I add the metadata "metering.server_group":"corey-group"
to an instance while creating, and check it by using nova show
, it is applied, then I check the Gnocchi resource using gnocchi resource show --type instance ${instance-id}
, the attribute server_group
is None
in the begining, but after a while, it will be applied (always on the hour, ex: 07:00, 08:00...), I have no idea what happens, I think this issue will cause Gnocchi gets incorrect datasets while doing aggregation, so I spent some times to troubleshoot it.
First of all, the attributes of Gnocchi resource stored in database:
MariaDB [(none)]> use gnocchi
MariaDB [gnocchi]> select * from resource_type where name='instance';
# check its tablename, ex: rt_xxxxxx
MariaDB [gnocchi]> select * from rt_xxxxxx where display_name='corey-vm';
+----------------+---------------------+-----------+--------------------------------------+-------------------------+------------------+---+
| display_name | host | image_ref | flavor_id | server_group | id | flavor_name |
+----------------+---------------------+-----------+--------------------------------------+-------------------------+------------------+---+
| corey-vm | corey-test-com-001 | NULL | 26e46b4c-23bd-4224-a609-29bd3094a18e | NULL | xxxxxx | corey-flavor |
+----------------+---------------------+-----------+--------------------------------------+-------------------------+------------------+---+
As you can see, the column server_group
should be corey-group
, but it is always NULL
when the instance is just created, and seems like ceilometer updates the resource per hour on the hour.

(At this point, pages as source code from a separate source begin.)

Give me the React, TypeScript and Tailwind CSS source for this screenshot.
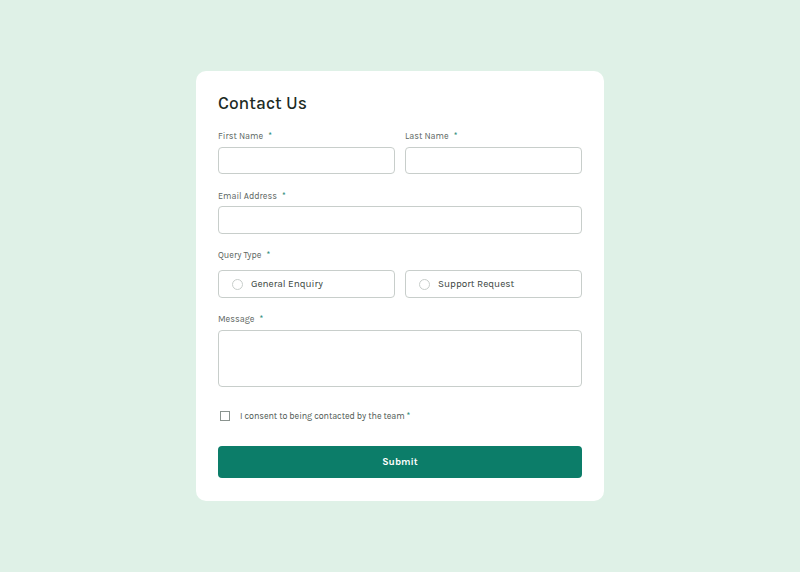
export default function App() {
  const font = { fontFamily: "Karla, 'Open Sans', 'Liberation Sans', sans-serif" };

  const Label = ({ text }: { text: string }) => (
    <label className="block pt-[1px] text-[9px] leading-[12px] text-[#5b6561]">
      {text} <span className="ml-[3px] text-[#0c7d69]">*</span>
    </label>
  );

  return (
    <div
      className="flex h-[572px] w-[800px] items-start justify-center bg-[#dff1e7] pt-[71px]"
      style={font}
    >
      <form className="w-[408px] rounded-[10px] bg-white px-[22px] pt-[22px] pb-[23px]">
        <h1 className="text-[17.5px] leading-[20px] font-medium text-[#1c2a23]">Contact Us</h1>

        <div className="mt-[16px] grid grid-cols-2 gap-x-[10px]">
          <div>
            <Label text="First Name" />
            <input className="mt-[5px] block h-[27px] w-full rounded-[4px] border border-[#c8cecb] outline-none" />
          </div>
          <div>
            <Label text="Last Name" />
            <input className="mt-[5px] block h-[27px] w-full rounded-[4px] border border-[#c8cecb] outline-none" />
          </div>
        </div>

        <div className="mt-[15px]">
          <Label text="Email Address" />
          <input className="mt-[4px] block h-[28px] w-full rounded-[4px] border border-[#c8cecb] outline-none" />
        </div>

        <div className="mt-[14px]">
          <Label text="Query Type" />
          <div className="mt-[9px] grid grid-cols-2 gap-x-[10px]">
            {["General Enquiry", "Support Request"].map((q) => (
              <div
                key={q}
                className="flex h-[28px] items-center rounded-[4px] border border-[#c8cecb] pl-[13px]"
              >
                <span className="h-[11px] w-[11px] rounded-full border border-[#c8cecb]" />
                <span className="ml-[8px] text-[10px] text-[#3a4540]">{q}</span>
              </div>
            ))}
          </div>
        </div>

        <div className="mt-[14px]">
          <Label text="Message" />
          <textarea className="mt-[5px] block h-[57px] w-full resize-none rounded-[4px] border border-[#c8cecb] outline-none" />
        </div>

        <div className="mt-[23px] flex h-[12px] items-center">
          <span className="ml-[2px] h-[10px] w-[10px] border border-[#8a938f]" />
          <span className="ml-[10px] text-[9px] leading-[12px] tracking-[-0.08px] text-[#4e5853]">
            I consent to being contacted by the team <span className="text-[#0c7d69]">*</span>
          </span>
        </div>

        <button
          type="button"
          className="mt-[24px] block h-[32px] w-full rounded-[4px] bg-[#0c7d69] text-[10px] font-bold text-white"
        >
          Submit
        </button>
      </form>
    </div>
  );
}
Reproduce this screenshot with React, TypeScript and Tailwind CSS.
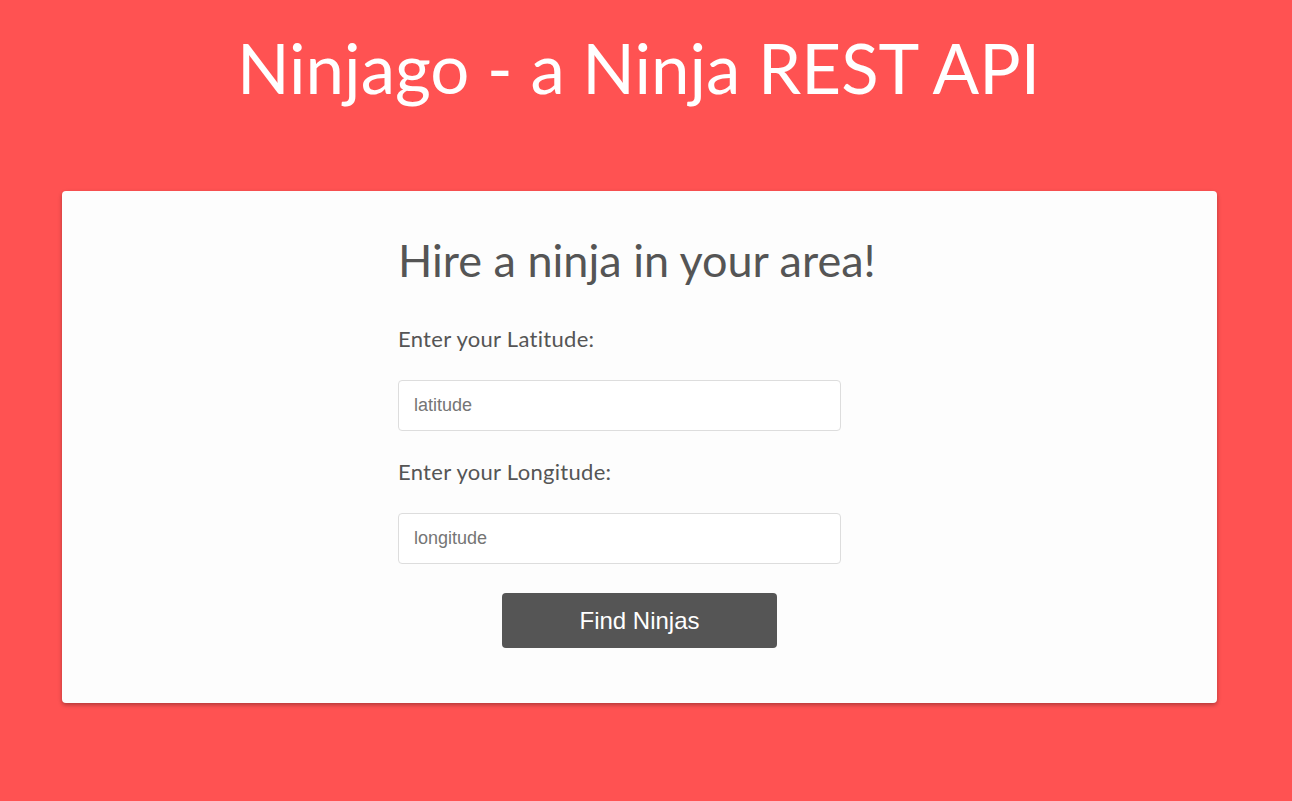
export default function App() {
    return (
        <div className="min-h-[801px] bg-[#ff5252] pb-24" style={{ fontFamily: "Lato, 'Open Sans', sans-serif" }}>
            <h1 className="w-[1277px] pt-[23px] text-center text-[69px] font-normal leading-[90px] text-white">
                Ninjago - a Ninja REST API
            </h1>
            <div className="ml-[62px] mt-[78px] w-[1155px] rounded bg-[#fdfdfd] pt-[34px] pb-[55px] shadow-[0_2px_4px_rgba(0,0,0,0.3)]">
                <div className="ml-[336px] w-[480px]">
                    <h2 className="text-[45px] leading-[70px] text-[#555]">Hire a ninja in your area!</h2>
                    <form className="flex flex-col">
                        <label className="mt-[29px] text-[22px] leading-[30px] tracking-[0.3px] text-[#555]">Enter your Latitude:</label>
                        <input
                            type="text"
                            placeholder="latitude"
                            className="mt-[26px] h-[51px] w-[443px] rounded border border-[#ddd] bg-white px-[15px] text-[18px] placeholder:text-[#757575]"
                            style={{ fontFamily: "'Liberation Sans', Arial, sans-serif" }}
                        />
                        <label className="mt-[26px] text-[22px] leading-[30px] tracking-[0.3px] text-[#555]">Enter your Longitude:</label>
                        <input
                            type="text"
                            placeholder="longitude"
                            className="mt-[26px] h-[51px] w-[443px] rounded border border-[#ddd] bg-white px-[15px] text-[18px] placeholder:text-[#757575]"
                            style={{ fontFamily: "'Liberation Sans', Arial, sans-serif" }}
                        />
                        <button
                            type="button"
                            className="ml-[104px] mt-[29px] h-[55px] w-[275px] rounded bg-[#555] text-[24px] text-white"
                            style={{ fontFamily: "'Liberation Sans', Arial, sans-serif" }}
                        >
                            Find Ninjas
                        </button>
                    </form>
                </div>
            </div>
        </div>
    );
}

I added some log in the file ceilometer/publisher/gnocchi.py, and found that it updates resource every minutes, but the variable resource_extra
gets server_group
only on the hour, that's why it is None is the begining.

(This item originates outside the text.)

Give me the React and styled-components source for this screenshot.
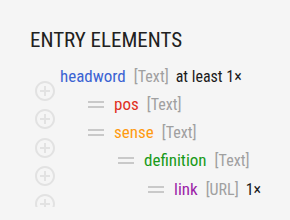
import React from "react";
import styled, { createGlobalStyle } from "styled-components";

const Global = createGlobalStyle`
  html, body { margin: 0; padding: 0; background: #f5f5f5; }
  body { font-family: Roboto, "Noto Sans", sans-serif; font-stretch: 87.5%; }
`;

const Page = styled.div`
  width: 290px;
  height: 220px;
  box-sizing: border-box;
  padding: 28px 0 0 30px;
  background: #f5f5f5;
  overflow: hidden;
`;

const Title = styled.h2`
  margin: 0;
  font-size: 21px;
  line-height: 24px;
  font-weight: 400;
  color: #212121;
`;

const Editor = styled.div`
  display: flex;
  margin-top: 10px;
`;

const Gutter = styled.div`
  width: 30px;
  flex: none;
  height: 145px;
  overflow: hidden;
  display: flex;
  flex-direction: column;
  padding-top: 15px;
  box-sizing: border-box;
`;

const AddButton = styled.div`
  height: 28.25px;
  flex: none;
  display: flex;
  align-items: center;
  justify-content: flex-start;
  padding-left: 3px;
  color: #e2e2e2;
`;

const Tree = styled.div`
  display: flex;
  flex-direction: column;
`;

const Row = styled.div`
  height: 28.25px;
  display: flex;
  align-items: center;
  padding-left: ${(p) => (p.$level === 0 ? 0 : p.$level * 30 - 2)}px;
  white-space: nowrap;
`;

const Label = styled.span`
  font-size: 17px;
  line-height: 20px;
`;

const Handle = styled.span`
  display: inline-flex;
  flex-direction: column;
  justify-content: center;
  gap: 3px;
  width: 16px;
  margin-right: 10px;
  & > i {
    display: block;
    height: 2px;
    background: #c9c9c9;
  }
`;

const Name = styled.span`
  color: ${(p) => p.$color};
`;

const Type = styled.span`
  color: #a0a0a0;
  font-size: 16px;
  margin-left: 8px;
`;

const Count = styled.span`
  color: #1a1a1a;
  font-size: 16px;
  margin-left: 7px;
`;

const PlusIcon = () => (
  <svg width="24" height="24" viewBox="0 0 24 24" fill="currentColor">
    <path d="M13 7h-2v4H7v2h4v4h2v-4h4v-2h-4V7zm-1-5C6.48 2 2 6.48 2 12s4.48 10 10 10 10-4.48 10-10S17.52 2 12 2zm0 18c-4.41 0-8-3.59-8-8s3.59-8 8-8 8 3.59 8 8-3.59 8-8 8z" />
  </svg>
);

const rows = [
  { name: "headword", color: "#3b63d3", type: "Text", level: 0, count: "at least 1×" },
  { name: "pos", color: "#e0301e", type: "Text", level: 1 },
  { name: "sense", color: "#ff9a0f", type: "Text", level: 1 },
  { name: "definition", color: "#189a18", type: "Text", level: 2 },
  { name: "link", color: "#9c1ea8", type: "URL", level: 3, count: "1×" },
];

export default function App() {
  return (
    <Page>
      <Global />
      <Title>ENTRY ELEMENTS</Title>
      <Editor>
        <Gutter>
          {rows.map((r) => (
            <AddButton key={r.name}>
              <PlusIcon />
            </AddButton>
          ))}
        </Gutter>
        <Tree>
          {rows.map((r) => (
            <Row key={r.name} $level={r.level}>
              {r.level > 0 && (
                <Handle>
                  <i />
                  <i />
                </Handle>
              )}
              <Label>
                <Name $color={r.color}>{r.name}</Name>
                <Type>[{r.type}]</Type>
                {r.count && <Count>{r.count}</Count>}
              </Label>
            </Row>
          ))}
        </Tree>
      </Editor>
    </Page>
  );
}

Here are some parts of the logs
2020-11-09 11:59:15 DEBUG ceilometer.publisher.gnocchi Resource {'host': u'test-com-002', 'display_name': u'vm-001', 'flavor_id': u'xxx', 'flavor_name': u'xxx'} publish_samples /usr/lib/python2.7/site-packages/ceilometer/publisher/gnocchi.py:345
2020-11-09 12:00:15 DEBUG ceilometer.publisher.gnocchi Resource {'host': u'test-com-002', 'display_name': u'vm-001', 'flavor_name': u'xxx', 'server_group': 'corey-group'} publish_samples /usr/lib/python2.7/site-packages/ceilometer/publisher/gnocchi.py:345
2020-11-09 12:01:15 DEBUG ceilometer.publisher.gnocchi Resource {'host': u'test-com-002', 'display_name': u'vm-001', 'flavor_id': u'xxx', 'flavor_name': u'xxx'} publish_samples /usr/lib/python2.7/site-packages/ceilometer/publisher/gnocchi.py:345
But I stuck at this point, I can't understand why the variable resource_extra
can't gets server_group
each time. What causes this happpening exactly? (Running on Queens)
I would appreciate any ideas.
Update 09/11/2020
After some days of troubleshooting, I still can't find the root cause.

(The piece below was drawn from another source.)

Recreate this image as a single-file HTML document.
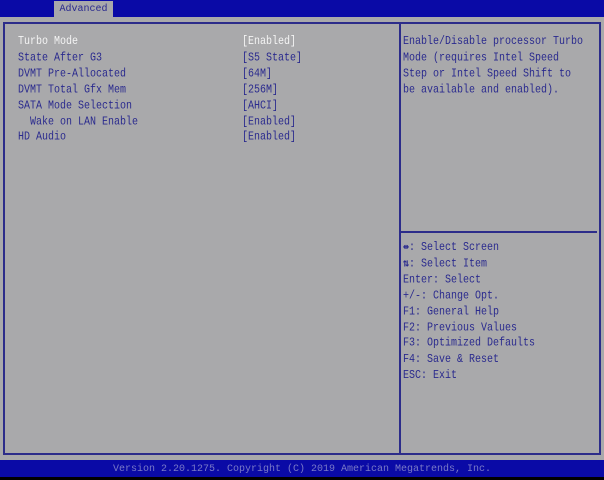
<html><head><style>
body{margin:0;width:604px;height:480px;background:#a9a9ab;position:relative;overflow:hidden;font-family:"Liberation Mono",monospace;font-size:10px;color:#2a2a8e}
div{position:absolute;white-space:pre}
.t{line-height:13.91px;transform:scaleY(1.15);transform-origin:0 0}
</style></head><body>
<div style="left:0;top:0;width:604px;height:17px;background:#0a0aa6"></div>
<div style="left:54px;top:1px;width:59px;height:16px;background:#a9a9ab;color:#2a2a8e;text-align:center;line-height:17px">Advanced</div>
<div style="left:3px;top:22px;width:594px;height:429px;border:2px solid #2c2c8a"></div>
<div style="left:399px;top:22px;width:2px;height:431px;background:#2c2c8a"></div>
<div style="left:401px;top:231px;width:196px;height:2px;background:#2c2c8a"></div>
<div class="t" style="left:18px;top:35px"><span style="color:#f4f4f4">Turbo Mode</span>
State After G3
DVMT Pre-Allocated
DVMT Total Gfx Mem
SATA Mode Selection
  Wake on LAN Enable
HD Audio</div>
<div class="t" style="left:242px;top:35px"><span style="color:#f4f4f4">[Enabled]</span>
[S5 State]
[64M]
[256M]
[AHCI]
[Enabled]
[Enabled]</div>
<div class="t" style="left:403px;top:35px">Enable/Disable processor Turbo
Mode (requires Intel Speed
Step or Intel Speed Shift to
be available and enabled).</div>
<div class="t" style="left:403px;top:241px"><b>⇹</b>: Select Screen
<b>⇅</b>: Select Item
Enter: Select
+/-: Change Opt.
F1: General Help
F2: Previous Values
F3: Optimized Defaults
F4: Save &amp; Reset
ESC: Exit</div>
<div style="left:0;top:460px;width:604px;height:17px;background:#0a0aa6;color:#7a7ac8;text-align:center;line-height:19px">Version 2.20.1275. Copyright (C) 2019 American Megatrends, Inc.</div>
<div style="left:0;top:477px;width:604px;height:3px;background:#000"></div>
</body></html>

But I found a command line to apply the 'server_group' manually, that can help me to avoid Gnocchi gets incorrect datasets to aggregate.
Here it is:
gnocchi resource update --type instance -a server_group:corey-group ${resource_id}
Update 11/11/2020
I tried to grep
the integer 3600 and modify them to 300, but nothing changed, below are what I've tried.
/etc/ceilometer/ceilometer.conf
[compute]
resource_cache_expiry = 300
ceilometer/compute/discovery.py
cfg.IntOpt('resource_cache_expiry',
default=300,
ceilometer/publisher/zaqar.py
DEFAULT_TTL = 300
Update 12/11/2020
I can't reproduce this issue on Pike.
Maybe you can refer to the following discussions:
According to the reference, try to change the default instance_discovery_method
from "libvirt_metadata" to "naive" in ceilometer config file, like this:
[compute]
instance_discovery_method = naive
Switching to "naive" resolves this issue, however it obviously generates load on the Nova API for metadata retrieval.